The artist taps into her curiosity, one stitch at a time, with her large sculptural works made from upcycled textiles and other found items
by Susanna Klingenberg | photography by Rebecca Necessary
As children, we were all students of the natural world. Who among us doesn’t remember being mesmerized by a line of marching ants? Delighted by a perfectly smooth stone? Our younger selves were willing to get up close to creation, unrushed and easily awed.
Patrizia Ferreira invites us back into that state of childlike wonder. Her work — colorful, mesmeric and endlessly detailed — offers us a gentle nudge to consider, really consider, the beauty and resilience of the outdoor world.
But she doesn’t do it by painting sweeping landscapes. She works in textiles, a medium often thought of as manmade and separate from nature — we see cloth used for clothing, upholstery for furniture or bags to carry our purchases. But Ferreira challenges that limited view: “I’ll take a walk in the forest and notice the way the branches tangle themselves together and I see ropes, I see yarn. Anything can be a textile: the bark of a tree, the moss on a rock.” And in Ferreira’s capable hands, the things we throw away serve this purpose, too.
“Patrizia’s work and process are rooted in the act of salvaging,” says Artspace creative director Annah Lee, who watched Ferreira’s work take off when she was part of their Emerging Artist Residency. Though Ferreira’s polished pieces belie their humble beginnings, she works entirely with discarded, donated and found items. Her studio is a jumble of yarn and thread, piles of nets, collections of plastic bottle caps, rolls of pantyhose and assorted other objects people have discarded.

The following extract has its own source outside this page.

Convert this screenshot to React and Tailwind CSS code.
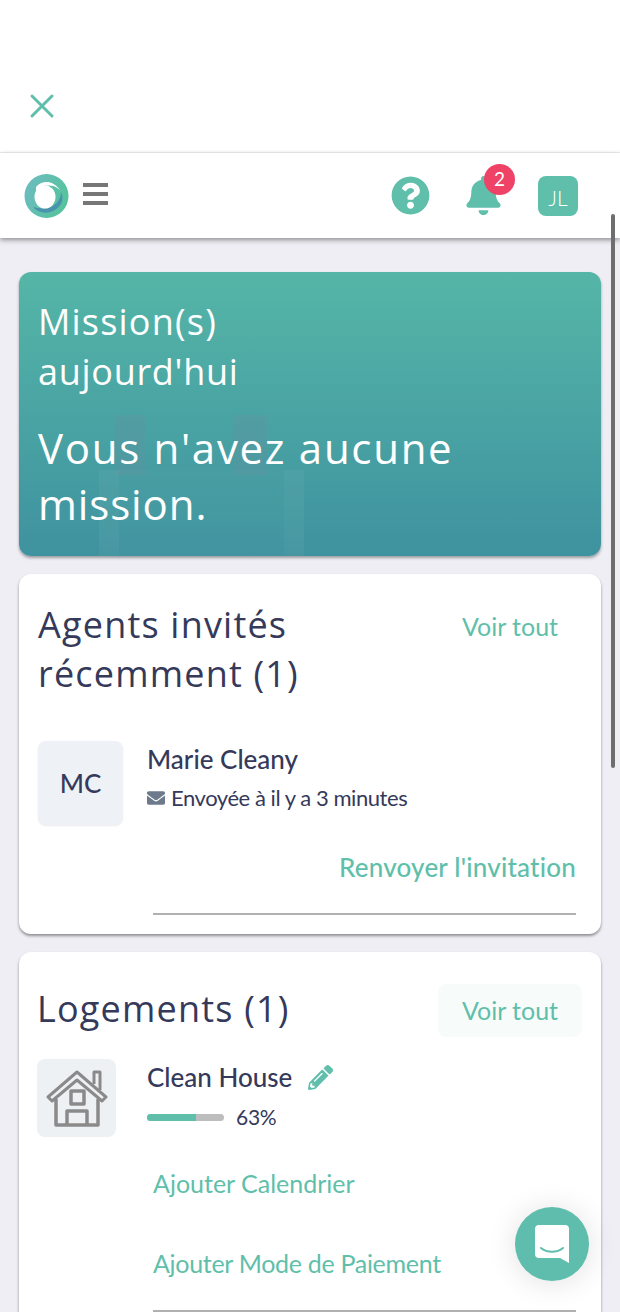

It’s a far cry from Ferreira’s design school days — she moved to the United States from Uruguay in her 20s to study textiles — where her focus was on creating commercial products. “I was being trained to make beautiful things that seduce people to buy the new and throw away the old,” she remembers. It didn’t sit well with her, causing such an existential crisis that she quit school for a year. Her professors eventually convinced her to finish her degree, but she’s never forgotten the feeling. “I guess this work now is my redemption,” she says, “creating things outside the realm of consumption, things for education and collaboration.
“Found objects are an extension of life,” she says. “They’re a reminder that nature is constantly working, through time, to wear things out. It makes you ask, Who’s really the artist here? Sometimes I feel like I’m stealing these objects, because I’m not making them, I’m just taking.”
She’s drawn to the creativity and surprise of working with whatever materials come her way. She likens it to her favorite literary genre, magical realism (her current read is Haruki Murakami’s 1Q84), because working with found objects is both grounded in the grit of everyday life and transporting, otherworldly. It takes the “yes, and…” mindset of an improv artist (or, perhaps, of a child) to work with found objects. She says, “When you find an object it’s like, OK, this is the world we’re in, here we go, let’s do this.”


For Ferreira, “let’s do this” means committing an abundance of time and energy to each piece. Every one of the stitches in her work — and there are many — is done by hand. “I don’t use machines, because I don’t want to remove the humanity from the pieces,” she says. “Using needle and thread is an ancestral practice, it’s a process people can understand: they understand stitches, they understand yarn. So when I make something with my hands, it’s a built-in connection to whoever is looking at it.”
That connection is palpable when you view Ferreira’s work, as with her recent solo exhibition, Precarious Habitats, at Meredith College. It takes active restraint not to touch the work, as the layers of detail invite you closer and closer. “You can’t help but imagine the actual hands of the artist working with the material,” says Sarah Rose Nordgren, co-founder of School for Living Futures, which collaborated with Ferreira on an exhibition called The Future of Water at Golden Belt Arts in Durham last May. “There’s care in every detail.”
But that slow, deliberate, process-driven approach fits Ferreira’s posture toward her work: that the art leads the way. “She’s open to what may become,” says Nordgren. “Coupled with her meticulousness, she has this curiosity and exploratory quality.” It’s the way of nature itself, after all: slowly changing course over decades or millennia, responding to whatever it encounters.

Ferreira’s bent toward collaboration is embodied in both her artwork and her role as an educator. She has led community maker events, in collaboration with the NC Museum of Art and Artspace, where she enlists strangers to work together. She’s drawn toward weaving together disparate things, whether it’s found objects sharing a space or people sharing a project. “In human society, borders divide us, but in nature, borders aren’t rigid, and nature thrives in those liminal spaces,” says Ferreira. She witnessed this firsthand growing up on the Uruguayan coast, where the border between land and sea pulses with life. She also witnessed it as an immigrant to the United States: she moved to Pennsylvania for her graduate program, then married and settled here, with all the navigation of culture and language that came with it.
“I don’t think of my projects as having borders — they only end because I have a deadline or limited space,” says Ferreira. “Otherwise, they would go on and on forever, one thing merging into the next like the natural world.”